# START OF DATA SUPPLIED

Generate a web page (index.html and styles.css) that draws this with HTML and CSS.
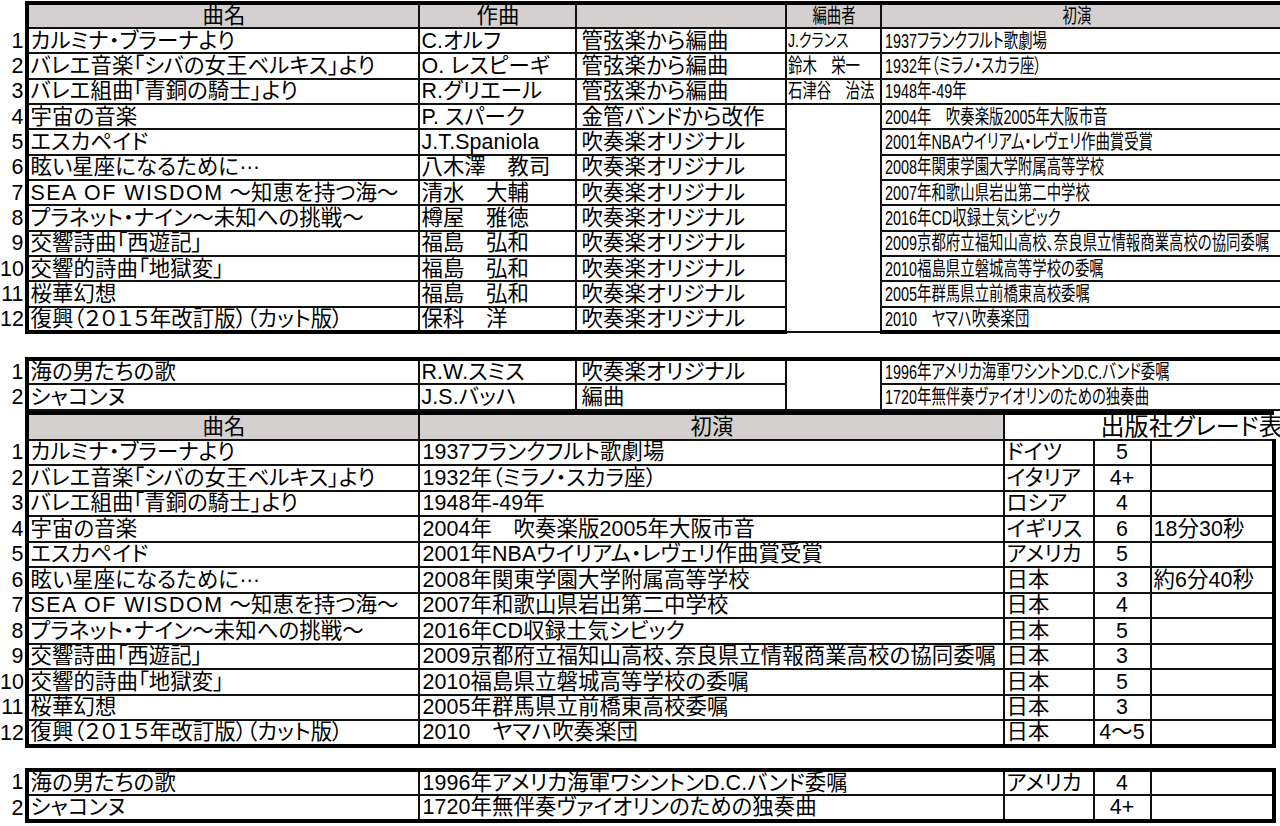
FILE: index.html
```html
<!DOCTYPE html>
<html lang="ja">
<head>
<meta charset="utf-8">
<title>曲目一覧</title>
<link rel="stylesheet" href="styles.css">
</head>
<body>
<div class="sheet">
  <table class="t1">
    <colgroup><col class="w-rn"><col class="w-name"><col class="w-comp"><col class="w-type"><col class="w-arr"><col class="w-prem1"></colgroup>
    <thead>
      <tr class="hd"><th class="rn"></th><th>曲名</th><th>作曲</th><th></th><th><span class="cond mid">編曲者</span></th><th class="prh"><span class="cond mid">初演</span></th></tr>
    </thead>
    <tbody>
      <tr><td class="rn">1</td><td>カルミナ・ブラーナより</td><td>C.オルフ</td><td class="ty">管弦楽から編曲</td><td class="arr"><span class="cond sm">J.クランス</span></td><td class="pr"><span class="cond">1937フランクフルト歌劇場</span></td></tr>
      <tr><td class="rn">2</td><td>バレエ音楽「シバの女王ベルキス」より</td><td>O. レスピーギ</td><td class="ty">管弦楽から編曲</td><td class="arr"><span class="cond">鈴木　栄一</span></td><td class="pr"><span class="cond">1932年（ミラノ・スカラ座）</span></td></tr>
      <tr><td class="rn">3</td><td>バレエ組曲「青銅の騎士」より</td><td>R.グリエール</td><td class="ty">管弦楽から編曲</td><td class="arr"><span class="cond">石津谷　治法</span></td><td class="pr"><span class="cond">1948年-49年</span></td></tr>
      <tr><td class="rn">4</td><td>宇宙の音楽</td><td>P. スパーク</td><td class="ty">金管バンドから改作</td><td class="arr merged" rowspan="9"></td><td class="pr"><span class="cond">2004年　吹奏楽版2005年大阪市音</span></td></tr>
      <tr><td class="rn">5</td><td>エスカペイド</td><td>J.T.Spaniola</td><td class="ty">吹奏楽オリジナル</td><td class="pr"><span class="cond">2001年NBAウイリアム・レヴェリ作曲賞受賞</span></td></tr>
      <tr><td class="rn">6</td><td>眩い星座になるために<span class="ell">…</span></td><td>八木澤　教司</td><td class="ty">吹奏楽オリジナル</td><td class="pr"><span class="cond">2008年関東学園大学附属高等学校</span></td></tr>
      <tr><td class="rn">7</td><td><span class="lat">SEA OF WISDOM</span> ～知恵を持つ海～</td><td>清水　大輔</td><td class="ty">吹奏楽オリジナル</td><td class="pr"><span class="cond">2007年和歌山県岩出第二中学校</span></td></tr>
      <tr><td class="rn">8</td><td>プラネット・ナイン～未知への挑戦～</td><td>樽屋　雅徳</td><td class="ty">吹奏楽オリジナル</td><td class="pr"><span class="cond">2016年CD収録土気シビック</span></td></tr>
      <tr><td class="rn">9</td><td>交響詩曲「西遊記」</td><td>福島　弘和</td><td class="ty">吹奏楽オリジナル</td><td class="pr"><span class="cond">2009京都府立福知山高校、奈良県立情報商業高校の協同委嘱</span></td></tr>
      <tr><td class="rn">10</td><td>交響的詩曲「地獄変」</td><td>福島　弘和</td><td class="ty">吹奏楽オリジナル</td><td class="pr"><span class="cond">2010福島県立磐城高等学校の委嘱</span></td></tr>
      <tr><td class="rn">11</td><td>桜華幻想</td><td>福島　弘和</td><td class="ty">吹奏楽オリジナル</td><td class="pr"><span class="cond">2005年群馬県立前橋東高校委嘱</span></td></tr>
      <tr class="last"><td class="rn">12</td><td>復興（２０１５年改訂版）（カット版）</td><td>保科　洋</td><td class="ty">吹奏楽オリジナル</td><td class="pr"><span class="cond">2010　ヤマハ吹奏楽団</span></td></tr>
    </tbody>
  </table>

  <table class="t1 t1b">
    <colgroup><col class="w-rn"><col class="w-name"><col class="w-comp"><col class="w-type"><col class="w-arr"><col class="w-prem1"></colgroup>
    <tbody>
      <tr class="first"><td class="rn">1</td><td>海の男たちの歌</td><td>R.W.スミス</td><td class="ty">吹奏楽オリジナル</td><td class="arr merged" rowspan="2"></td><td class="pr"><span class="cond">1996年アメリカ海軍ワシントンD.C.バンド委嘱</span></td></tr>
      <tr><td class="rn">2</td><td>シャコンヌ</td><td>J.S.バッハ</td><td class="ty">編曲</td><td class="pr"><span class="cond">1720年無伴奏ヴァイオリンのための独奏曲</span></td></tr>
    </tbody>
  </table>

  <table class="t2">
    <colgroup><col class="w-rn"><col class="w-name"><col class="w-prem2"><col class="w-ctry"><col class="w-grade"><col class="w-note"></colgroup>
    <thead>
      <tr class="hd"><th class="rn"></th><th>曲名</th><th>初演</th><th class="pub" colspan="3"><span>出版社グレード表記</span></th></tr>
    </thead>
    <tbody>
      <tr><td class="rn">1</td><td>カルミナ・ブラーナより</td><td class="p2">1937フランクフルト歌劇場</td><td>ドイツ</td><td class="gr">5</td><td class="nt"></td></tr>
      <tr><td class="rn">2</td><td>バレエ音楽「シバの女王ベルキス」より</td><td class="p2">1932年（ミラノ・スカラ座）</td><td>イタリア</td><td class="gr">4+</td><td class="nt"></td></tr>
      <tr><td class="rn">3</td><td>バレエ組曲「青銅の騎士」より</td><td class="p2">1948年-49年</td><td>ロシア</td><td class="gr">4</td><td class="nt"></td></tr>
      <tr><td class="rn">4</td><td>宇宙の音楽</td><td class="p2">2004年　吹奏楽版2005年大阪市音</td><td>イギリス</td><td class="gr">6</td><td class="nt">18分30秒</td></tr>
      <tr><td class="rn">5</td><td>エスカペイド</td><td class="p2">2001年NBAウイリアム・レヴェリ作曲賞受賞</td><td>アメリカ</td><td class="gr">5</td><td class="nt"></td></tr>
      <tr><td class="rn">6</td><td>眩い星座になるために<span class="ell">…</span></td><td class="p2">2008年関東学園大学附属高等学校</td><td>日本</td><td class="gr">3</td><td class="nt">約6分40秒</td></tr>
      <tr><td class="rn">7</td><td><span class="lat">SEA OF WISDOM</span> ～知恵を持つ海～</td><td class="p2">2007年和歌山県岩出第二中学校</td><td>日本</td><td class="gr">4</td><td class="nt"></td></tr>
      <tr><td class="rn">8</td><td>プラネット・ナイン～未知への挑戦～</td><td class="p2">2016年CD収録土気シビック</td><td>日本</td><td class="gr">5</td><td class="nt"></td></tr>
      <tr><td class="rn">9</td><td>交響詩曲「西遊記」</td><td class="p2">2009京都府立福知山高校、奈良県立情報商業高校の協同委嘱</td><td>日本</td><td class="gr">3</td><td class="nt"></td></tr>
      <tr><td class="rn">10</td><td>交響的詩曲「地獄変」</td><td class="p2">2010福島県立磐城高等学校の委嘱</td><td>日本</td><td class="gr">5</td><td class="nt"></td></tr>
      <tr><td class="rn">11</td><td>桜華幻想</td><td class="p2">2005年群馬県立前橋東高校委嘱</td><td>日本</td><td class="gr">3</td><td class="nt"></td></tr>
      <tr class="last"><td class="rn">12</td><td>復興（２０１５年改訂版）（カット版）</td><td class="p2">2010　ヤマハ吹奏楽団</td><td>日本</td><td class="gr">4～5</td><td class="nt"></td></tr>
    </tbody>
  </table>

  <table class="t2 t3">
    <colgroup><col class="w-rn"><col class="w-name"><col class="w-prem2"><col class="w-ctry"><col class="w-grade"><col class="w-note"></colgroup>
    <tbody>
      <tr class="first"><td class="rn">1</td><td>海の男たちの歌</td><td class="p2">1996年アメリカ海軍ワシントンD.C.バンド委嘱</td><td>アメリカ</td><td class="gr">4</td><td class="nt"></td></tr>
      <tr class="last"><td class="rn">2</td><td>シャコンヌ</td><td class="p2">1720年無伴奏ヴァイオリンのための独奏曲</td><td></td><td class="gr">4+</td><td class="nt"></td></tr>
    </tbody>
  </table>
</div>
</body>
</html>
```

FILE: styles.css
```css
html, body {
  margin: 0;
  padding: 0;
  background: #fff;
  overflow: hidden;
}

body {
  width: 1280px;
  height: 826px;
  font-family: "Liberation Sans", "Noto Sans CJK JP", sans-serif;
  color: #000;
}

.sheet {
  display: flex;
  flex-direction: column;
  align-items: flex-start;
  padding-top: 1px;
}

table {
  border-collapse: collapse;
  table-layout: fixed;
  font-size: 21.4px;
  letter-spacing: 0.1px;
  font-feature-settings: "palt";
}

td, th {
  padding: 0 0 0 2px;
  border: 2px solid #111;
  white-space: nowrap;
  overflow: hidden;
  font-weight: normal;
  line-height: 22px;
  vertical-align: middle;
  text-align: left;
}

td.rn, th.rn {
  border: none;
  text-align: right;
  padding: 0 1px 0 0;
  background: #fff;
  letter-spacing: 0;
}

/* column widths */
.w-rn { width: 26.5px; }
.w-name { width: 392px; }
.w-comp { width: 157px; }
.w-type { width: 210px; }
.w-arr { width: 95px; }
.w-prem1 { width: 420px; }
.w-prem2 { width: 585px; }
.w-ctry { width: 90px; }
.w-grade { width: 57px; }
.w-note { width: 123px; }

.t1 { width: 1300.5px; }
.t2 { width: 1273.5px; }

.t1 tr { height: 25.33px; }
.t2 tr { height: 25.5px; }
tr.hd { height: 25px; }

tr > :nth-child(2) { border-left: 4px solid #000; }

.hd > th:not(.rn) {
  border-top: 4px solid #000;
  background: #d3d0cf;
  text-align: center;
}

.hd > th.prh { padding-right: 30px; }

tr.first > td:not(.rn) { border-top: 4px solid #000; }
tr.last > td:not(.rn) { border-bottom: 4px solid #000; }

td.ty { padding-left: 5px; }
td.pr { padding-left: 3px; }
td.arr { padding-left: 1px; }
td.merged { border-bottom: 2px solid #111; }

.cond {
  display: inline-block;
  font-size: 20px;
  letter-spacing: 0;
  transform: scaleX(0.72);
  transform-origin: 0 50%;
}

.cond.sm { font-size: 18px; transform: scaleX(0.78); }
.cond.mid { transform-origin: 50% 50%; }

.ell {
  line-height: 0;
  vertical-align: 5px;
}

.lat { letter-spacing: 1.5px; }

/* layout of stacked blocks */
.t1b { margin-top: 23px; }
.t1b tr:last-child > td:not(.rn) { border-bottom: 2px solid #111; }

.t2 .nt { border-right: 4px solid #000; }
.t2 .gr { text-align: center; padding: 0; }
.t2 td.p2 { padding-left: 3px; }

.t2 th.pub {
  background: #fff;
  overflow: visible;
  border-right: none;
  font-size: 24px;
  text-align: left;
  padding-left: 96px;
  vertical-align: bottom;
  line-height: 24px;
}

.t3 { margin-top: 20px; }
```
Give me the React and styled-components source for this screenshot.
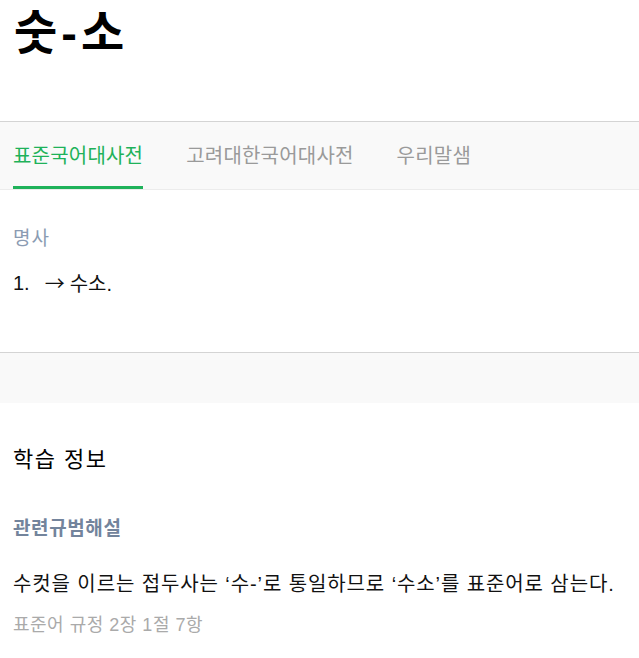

# END OF DATA SUPPLIED

■ GOAL: Find the word "this" in the records and pull out each line that has it.

■ OUTPUT OF THE EXERCISE:
Generate a web page (index.html and styles.css) that draws this with HTML and CSS.
Give me the React and styled-components source for this screenshot.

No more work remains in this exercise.